Kenya’s Foreign Affairs secretary, Amina Mohamed, who is chairing the committee, said the next couple of days will be crucial to attaining an agreeable draft to be adopted by the end of the week.

“Now that the preparatory stages are over we are entering the heavy lifting working on the real text for the next few days. The first opening plenary of the committee of the whole will be held this afternoon,” Ms Mohamed said.

The more than 70 ministers attending the Nairobi meeting are expected to participate in hard bargaining behind closed doors of the conference room and produce a detailed four-year programme of work for UNCTAD by the close of the conference.

Nairobi is expected to issue a political and a ministerial declaration at the end of the conference to guide UNCTAD’s journey into the future.

Kenya will be negotiating under the Group of 77, comprising developing countries that have teamed up with China to present a common position in the talks.

“Kenya will not be presenting its own position but is negotiating as part of the group and have adopted the ministerial declaration that is being used to negotiate in the talks,” Foreign Affairs and International Trade Principal Secretary Monica Juma told the Business Daily.

Dr Juma said the Kenyan delegation of 4,600 is led by Ms Mohamed, the Cabinet Secretary, and has experts from the Ministry of Foreign Affairs and Trade.

At the centre of the developing countries’ memorandum at the talks is the demand that the developed world meet commitments made during past conferences even as the world moves to the new era driven by the UN Sustainable Development Goals (SDGs).

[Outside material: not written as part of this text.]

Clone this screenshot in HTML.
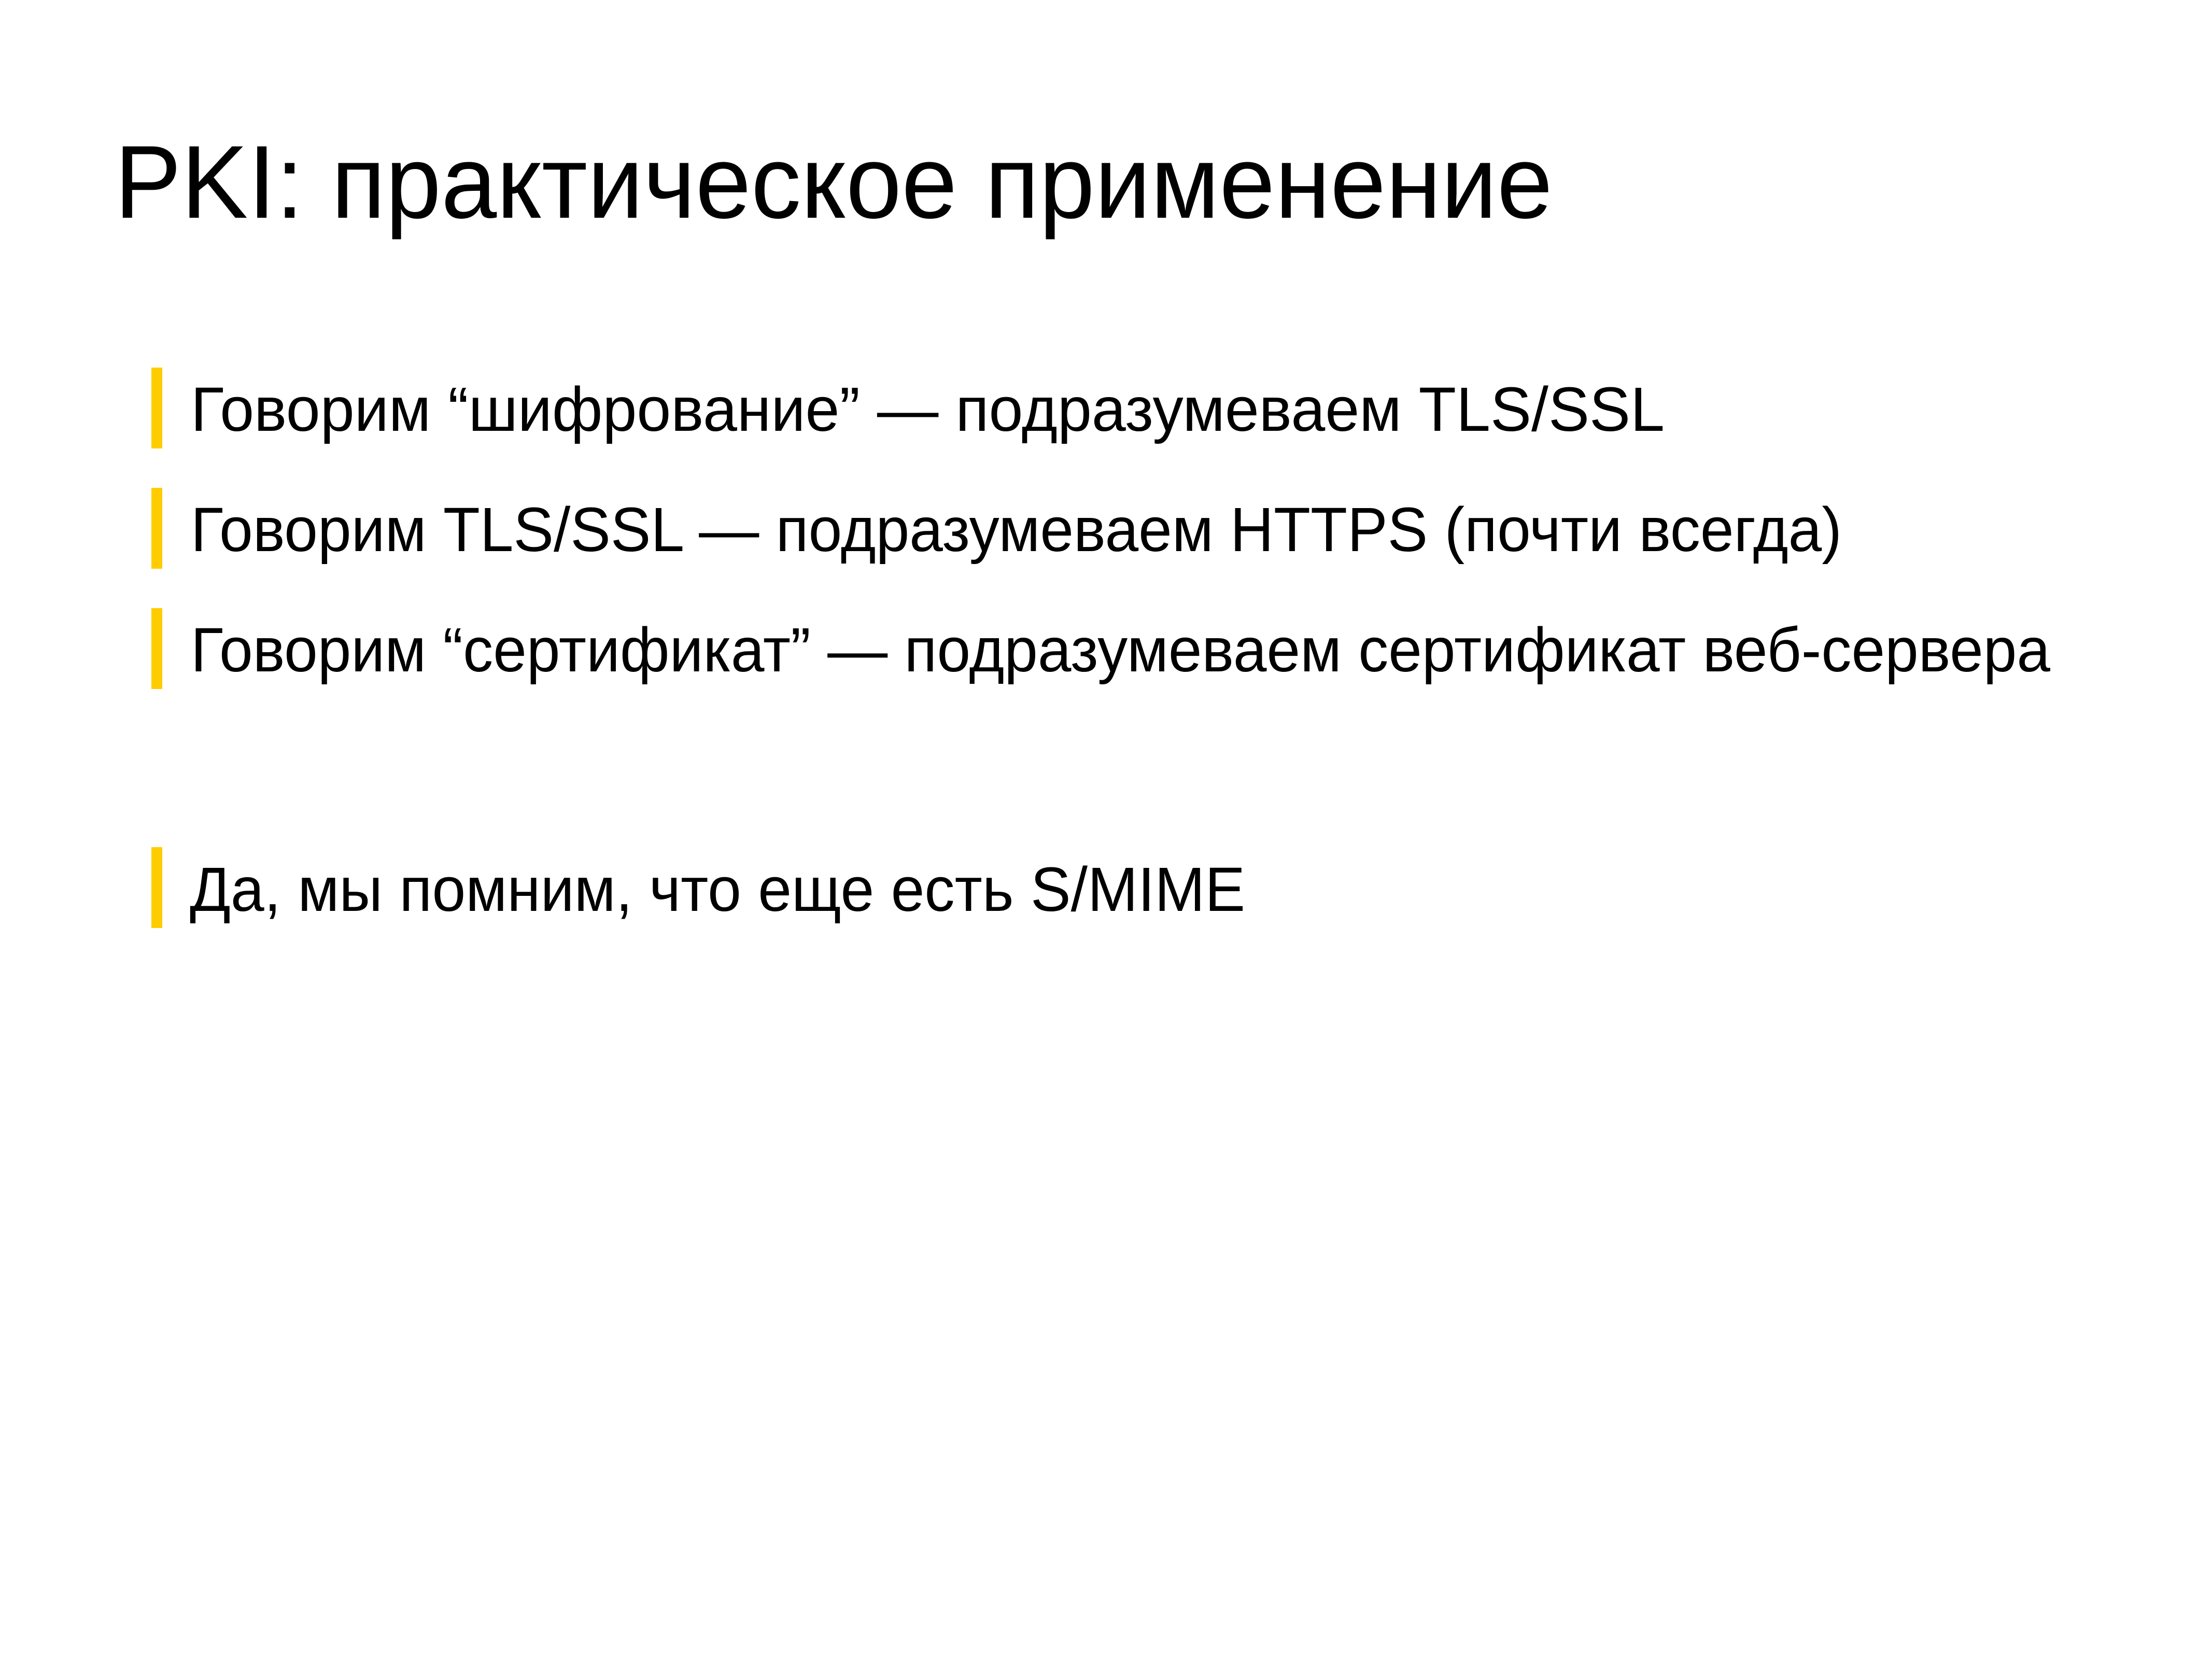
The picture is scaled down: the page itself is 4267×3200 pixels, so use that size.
<!DOCTYPE html>
<html><head><meta charset="utf-8"><style>
html,body{margin:0;padding:0;background:#fff;}
svg{display:block;}
text{font-family:"Liberation Sans","DejaVu Sans",sans-serif;fill:#000;}
</style></head><body>
<svg width="4267" height="3200" viewBox="0 0 4267 3200" xmlns="http://www.w3.org/2000/svg">
<rect width="4267" height="3200" fill="#fff"/>
<text x="221" y="420" font-size="200" textLength="2774" lengthAdjust="spacingAndGlyphs">PKI: практическое применение</text>
<rect x="292" y="709" width="21" height="156" fill="#FFCC00"/>
<text x="368" y="831" font-size="121" textLength="2843" lengthAdjust="spacingAndGlyphs">Говорим “шифрование” — подразумеваем TLS/SSL</text>
<rect x="292" y="941" width="21" height="156" fill="#FFCC00"/>
<text x="368" y="1063" font-size="121" textLength="3185" lengthAdjust="spacingAndGlyphs">Говорим TLS/SSL — подразумеваем HTTPS (почти всегда)</text>
<rect x="292" y="1173" width="21" height="156" fill="#FFCC00"/>
<text x="368" y="1295" font-size="121" textLength="3587" lengthAdjust="spacingAndGlyphs">Говорим “сертификат” — подразумеваем сертификат веб-сервера</text>
<rect x="292" y="1634" width="21" height="156" fill="#FFCC00"/>
<text x="366" y="1757" font-size="121" textLength="2036" lengthAdjust="spacingAndGlyphs">Да, мы помним, что еще есть S/MIME</text>
</svg>
</body></html>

The SDGs are the successor of the Millennium Development Goals that were wound up last year with varied levels of achievement across the developing world. A high-level meeting on the SDGs was held yesterday amidst concern that their pursuit has yet to pick up pace.

“The ministers expressed deep concern at the lack of satisfactory progress of social development, especially in the developing world. Stressing that the commitments made 20 years ago have not yielded the desired results,” the developing South says in its declaration.

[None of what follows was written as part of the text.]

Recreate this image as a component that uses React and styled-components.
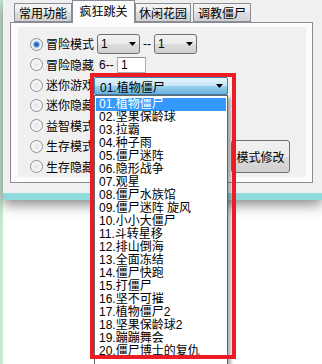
import React from "react";
import styled, { createGlobalStyle } from "styled-components";

const GlobalStyle = createGlobalStyle`
  html, body { margin: 0; padding: 0; background: #ffffff; }
  body {
    font-family: "Liberation Sans", "Noto Sans CJK SC", sans-serif;
    font-size: 12px;
    color: #000;
  }
`;

const Screen = styled.div`
  position: relative;
  width: 322px;
  height: 364px;
  overflow: hidden;
  display: flex;
  background: #ffffff;
`;

const Desktop = styled.div`
  flex: none;
  width: 3px;
  background: #c8e8d2;
`;

const Main = styled.div`
  flex: 1;
  display: flex;
  flex-direction: column;
`;

const Window = styled.div`
  flex: none;
  height: 193px;
  background: #f0f0f0;
  border-bottom: 7px solid #8fdadd;
  box-shadow: 0 5px 12px rgba(0, 0, 0, 0.45);
  padding-left: 7px;
`;

const TabStrip = styled.div`
  display: flex;
  align-items: flex-end;
  height: 22px;
  padding-left: 4px;
  position: relative;
  z-index: 1;
`;

const Tab = styled.div`
  box-sizing: border-box;
  width: ${(p) => p.$w}px;
  margin-right: ${(p) => p.$gap || 0}px;
  height: ${(p) => (p.$active ? 23 : 19)}px;
  margin-bottom: ${(p) => (p.$active ? -1 : 0)}px;
  border: 1px solid #898c95;
  border-bottom: ${(p) => (p.$active ? "none" : "1px solid #898c95")};
  background: ${(p) =>
    p.$active
      ? "#fcfcfc"
      : "linear-gradient(#f4f4f4, #ececec 50%, #dedede 50%, #d2d2d2)"};
  display: flex;
  align-items: ${(p) => (p.$active ? "flex-start" : "center")};
  padding-top: ${(p) => (p.$active ? 3 : 0)}px;
  justify-content: center;
  font-family: "Noto Sans CJK SC", sans-serif;
  font-size: 12px;
  line-height: 14px;
`;

const TabBody = styled.div`
  box-sizing: border-box;
  width: 303px;
  height: 161px;
  border: 1px solid #898c95;
  background: #fcfcfc;
  padding: 4px 6px 5px 7px;
`;

const Panel = styled.div`
  height: 150px;
  background: #f0f0f0;
  display: flex;
`;

const Options = styled.div`
  width: 213px;
  padding-top: 7px;
  display: flex;
  flex-direction: column;
`;

const Row = styled.div`
  height: 21px;
  display: flex;
  align-items: center;
  padding-left: 12px;
`;

const Radio = styled.span`
  box-sizing: border-box;
  flex: none;
  width: 13px;
  height: 13px;
  border-radius: 50%;
  border: 1px solid #8e8f8f;
  background: ${(p) =>
    p.$checked
      ? "radial-gradient(circle, #1c4f96 0, #3a7ad0 2px, #9cc3ee 3px, #e6eef8 4px, #f4f4f4 6px)"
      : "radial-gradient(circle, #e4e4e4 0, #f0f0f0 3px, #fafafa 6px)"};
  box-shadow: inset 0 0 1px #ffffff;
  margin-right: 3px;
`;

const Label = styled.span`
  font-family: "Noto Sans CJK SC", sans-serif;
  font-size: 12px;
  line-height: 14px;
  white-space: nowrap;
  margin-right: ${(p) => p.$mr || 0}px;
`;

const Combo = styled.div`
  box-sizing: border-box;
  width: 43px;
  height: 20px;
  border: 1px solid #707070;
  border-radius: 3px;
  background: linear-gradient(#f2f2f2, #ebebeb 50%, #dddddd 50%, #cfcfcf);
  display: flex;
  align-items: center;
  justify-content: space-between;
  padding: 0 3px 0 3px;
  font-size: 12px;
`;

const Arrow = () => (
  <svg width="7" height="4" viewBox="0 0 7 4">
    <path d="M0 0H7L3.5 4Z" fill="#000" />
  </svg>
);

const Dash = styled.span`
  width: 14px;
  text-align: center;
  font-size: 12px;
`;

const Prefix = styled.span`
  margin-left: 5px;
  font-size: 12px;
  width: 18px;
`;

const TextBox = styled.div`
  box-sizing: border-box;
  width: 29px;
  height: 16px;
  border: 1px solid #abadb3;
  border-top-color: #8e8f8f;
  background: #fff;
  padding-left: 3px;
  font-size: 12px;
  line-height: 14px;
`;

const Side = styled.div`
  padding-top: 113px;
`;

const Button = styled.div`
  box-sizing: border-box;
  width: 59px;
  height: 33px;
  border: 1px solid #707070;
  border-radius: 3px;
  background: linear-gradient(#f2f2f2, #ebebeb 50%, #dddddd 50%, #cfcfcf);
  display: flex;
  align-items: center;
  justify-content: center;
  font-family: "Noto Sans CJK SC", sans-serif;
  font-size: 12px;
`;

const Dropdown = styled.div`
  position: absolute;
  left: 94px;
  top: 77px;
  width: 134px;
  z-index: 5;
`;

const OpenCombo = styled.div`
  box-sizing: border-box;
  height: 18px;
  border: 1px solid #3c7fb1;
  border-radius: 2px;
  background: linear-gradient(#e5f4fc, #c4e5f6 50%, #98d1ef 50%, #68b3db);
  display: flex;
  align-items: center;
  justify-content: space-between;
  padding: 0 4px 0 5px;
  font-family: "Liberation Sans", "Noto Sans CJK SC", sans-serif;
  font-size: 12px;
`;

const List = styled.div`
  box-sizing: border-box;
  height: 270px;
  background: #fff;
  border: 1px solid #646464;
  padding: 2px 1px;
  box-shadow: 3px 3px 3px rgba(0, 0, 0, 0.3);
`;

const Item = styled.div`
  height: 13px;
  line-height: 13px;
  padding-left: 3px;
  white-space: nowrap;
  font-family: "Liberation Sans", "Noto Sans CJK SC", sans-serif;
  font-size: 12px;
  background: ${(p) => (p.$selected ? "#3399ff" : "transparent")};
  color: ${(p) => (p.$selected ? "#fff" : "#000")};
`;

const Highlight = styled.div`
  position: absolute;
  left: 90px;
  top: 73px;
  width: 146px;
  height: 286px;
  box-sizing: border-box;
  border: 4px solid #ec1c24;
  z-index: 6;
  pointer-events: none;
`;

const levels = [
  "01.植物僵尸",
  "02.坚果保龄球",
  "03.拉霸",
  "04.种子雨",
  "05.僵尸迷阵",
  "06.隐形战争",
  "07.观星",
  "08.僵尸水族馆",
  "09.僵尸迷阵 旋风",
  "10.小小大僵尸",
  "11.斗转星移",
  "12.排山倒海",
  "13.全面冻结",
  "14.僵尸快跑",
  "15.打僵尸",
  "16.坚不可摧",
  "17.植物僵尸2",
  "18.坚果保龄球2",
  "19.蹦蹦舞会",
  "20.僵尸博士的复仇",
];

const modes = ["迷你游戏", "迷你隐藏", "益智模式", "生存模式", "生存隐藏"];

export default function App() {
  return (
    <>
      <GlobalStyle />
      <Screen>
        <Desktop />
        <Main>
          <Window>
            <TabStrip>
              <Tab $w={58}>常用功能</Tab>
              <Tab $w={63} $active>疯狂跳关</Tab>
              <Tab $w={56} $gap={2}>休闲花园</Tab>
              <Tab $w={58}>调教僵尸</Tab>
            </TabStrip>
            <TabBody>
              <Panel>
                <Options>
                  <Row>
                    <Radio $checked />
                    <Label $mr={3}>冒险模式</Label>
                    <Combo>
                      <span>1</span>
                      <Arrow />
                    </Combo>
                    <Dash>--</Dash>
                    <Combo>
                      <span>1</span>
                      <Arrow />
                    </Combo>
                  </Row>
                  <Row>
                    <Radio />
                    <Label>冒险隐藏</Label>
                    <Prefix>6--</Prefix>
                    <TextBox>1</TextBox>
                  </Row>
                  {modes.map((m) => (
                    <Row key={m}>
                      <Radio />
                      <Label>{m}</Label>
                    </Row>
                  ))}
                </Options>
                <Side>
                  <Button>模式修改</Button>
                </Side>
              </Panel>
            </TabBody>
          </Window>
        </Main>
        <Dropdown>
          <OpenCombo>
            <span>01.植物僵尸</span>
            <Arrow />
          </OpenCombo>
          <List>
            {levels.map((l, i) => (
              <Item key={l} $selected={i === 0}>
                {l}
              </Item>
            ))}
          </List>
        </Dropdown>
        <Highlight />
      </Screen>
    </>
  );
}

Meanwhile UNCTAD yesterday released a report showing that the developed world hasn’t kept the promises it made in Mexico in 2002.

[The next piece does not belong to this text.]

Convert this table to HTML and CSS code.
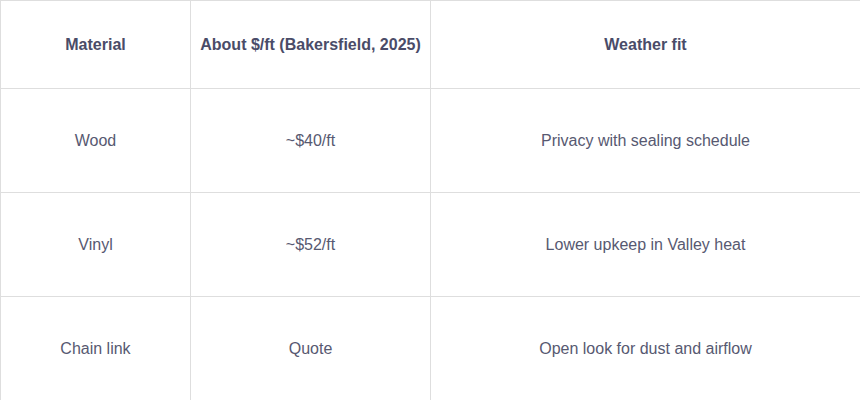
FILE: index.html
```html
<!DOCTYPE html>
<html>
<head>
<meta charset="utf-8">
<link rel="stylesheet" href="styles.css">
</head>
<body>
<table class="grid">
  <colgroup>
    <col class="c1">
    <col class="c2">
    <col class="c3">
  </colgroup>
  <thead>
    <tr class="head">
      <th>Material</th>
      <th>About $/ft (Bakersfield, 2025)</th>
      <th>Weather fit</th>
    </tr>
  </thead>
  <tbody>
    <tr class="row">
      <td>Wood</td>
      <td>~$40/ft</td>
      <td>Privacy with sealing schedule</td>
    </tr>
    <tr class="row">
      <td>Vinyl</td>
      <td>~$52/ft</td>
      <td>Lower upkeep in Valley heat</td>
    </tr>
    <tr class="row">
      <td>Chain link</td>
      <td>Quote</td>
      <td>Open look for dust and airflow</td>
    </tr>
  </tbody>
</table>
</body>
</html>
```
FILE: styles.css
```css
html, body {
  margin: 0;
  padding: 0;
  background: #ffffff;
}
.grid {
  width: 860px;
  border-collapse: collapse;
  table-layout: fixed;
  font-family: "Liberation Sans", Arial, sans-serif;
  font-size: 16px;
}
.c1 { width: 190px; }
.c2 { width: 240px; }
.c3 { width: 430px; }
.grid th, .grid td {
  border: 1px solid #dedede;
  text-align: center;
  vertical-align: middle;
  padding: 0 6px;
  white-space: nowrap;
}
.grid th {
  font-weight: bold;
  color: #4a4c68;
}
.grid td {
  color: #575971;
}
.head th { height: 88px; box-sizing: border-box; }
.row td { height: 104px; box-sizing: border-box; }
```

Top in the list of commitments was to spend 0.7 per cent of each developed country’s gross national income on oversees aid, which UNCTAD Secretary-General Mukhisa Kituyi said would by now have amounted to the transfer of $2trillion to the developing South.

It is estimated that $3.9 trillion worth of public and private investments is needed annually to achieve the SDGs by 2030 and that investment at current levels has left a $2.5 trillion gap.

Only six countries, Britain, Sweden, Norway, Finland, the Netherlands and Denmark have kept their end of the bargain, leaving the rest with a substantial ‘commitment debt’.

“The 0.7 per cent will be a hard sell for many rich countries but these are the daring ambitious set of goals and they require an equally ambitious response,” Dr Kituyi said.

The G77 and China ministers are rooting for adequate Means of Implementation to the 2030 Agenda for Sustainable Development, and want developed countries to commit to a new phase of international cooperation through a strengthened and scaled-up global partnership for development to complete the unfinished business of the MDGs.

The group, however, reckons that the 2030 Agenda for Sustainable Development and the Addis Ababa Action Agenda are completely different processes in scope.

“Implementation for the 2030 Agenda for Sustainable Development 17 cannot be a substitute for the Addis Ababa Action Agenda,” the declaration says.

The ministers are also pushing for a declaration that the right of peoples and nations to permanent sovereignty over the natural wealth and resources be exercised in the interest of their national development and of the well-being of the people of the State concerned.

This will be crucial as UNCTAD seeks to solidify proposals and adopt the principles for Global Reforms and Governance on Investments during the Nairobi conference.

The proposals are expected to have far-reaching ramifications on Investor-State Dispute Settlement (ISDS) that allows corporations to sue countries that notoriously lack transparency and favour the corporations over the interests of sovereign nations.

The developing world will also be looking at ways to increase benefits from commodities and to diversify their economies to reduce vulnerability to the booms and bust of the commodity cycle.